Illustration of our Identity Inference Attack (IDIA)
Illustration of our Identity Inference Attack (IDIA). True-positive (✓) and true-negative (✗) predictions of individuals to be part of the training data of CLIP. The IDIA was performed on a CLIP model trained on the Conceptual Captions 3M dataset where each person appeared only 75 times in a dataset with a total of 2.8 million image-text pairs. Celebrity images licensed as CC BY 2.0 (see Jimmy Fallon, Kaley Cuoco, Valerie Harper, Ben Stiller, Adam Sandler

Identity Inference Attack Examples of infrequent appearing celebrities
Identity Inference Attack Examples (IDIA) of infrequent appearing celebrities. True-positive (✓) and true-negative (✗) predictions of European and American celebrities in the LAION-400M dataset. The number in parentheses indicates how often the person appeared in the LAION dataset, containing 400 million image-text pairs. The IDIA was performed on different CLIP models trained on the LAION-400M dataset with the same prediction results. Images licensed as CC BY 3.0 and CC BY 2.0 (see Bernhard Hoëcker, Bettina Lamprecht, Ilene Kristen, Carolin Kebekus, Crystal Chappell, Guido Cantz, Max Giermann, Kai Pflaume, Michael Kessler

Abstract: With the rise of deep learning in various applications, privacy concerns around the protection of training data have become a critical area of research.
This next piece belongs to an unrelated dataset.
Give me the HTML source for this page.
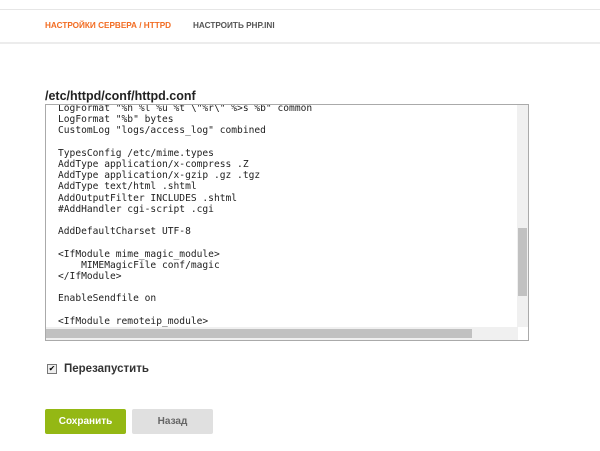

Whereas prior studies have focused on privacy risks in single-modal models, we introduce a novel method to assess privacy for multi-modal models, specifically vision-language models like CLIP. The proposed Identity Inference Attack (IDIA) reveals whether an individual was included in the training data by querying the model with images of the same person. Letting the model choose from a wide variety of possible text labels, the model reveals whether it recognizes the person and, therefore, was used for training. Our large-scale experiments on CLIP demonstrate that individuals used for training can be identified with very high accuracy. We confirm that the model has learned to associate names with depicted individuals, implying the existence of sensitive information that can be extracted by adversaries. Our results highlight the need for stronger privacy protection in large-scale models and suggest that IDIAs can be used to prove the unauthorized use of data for training and to enforce privacy laws.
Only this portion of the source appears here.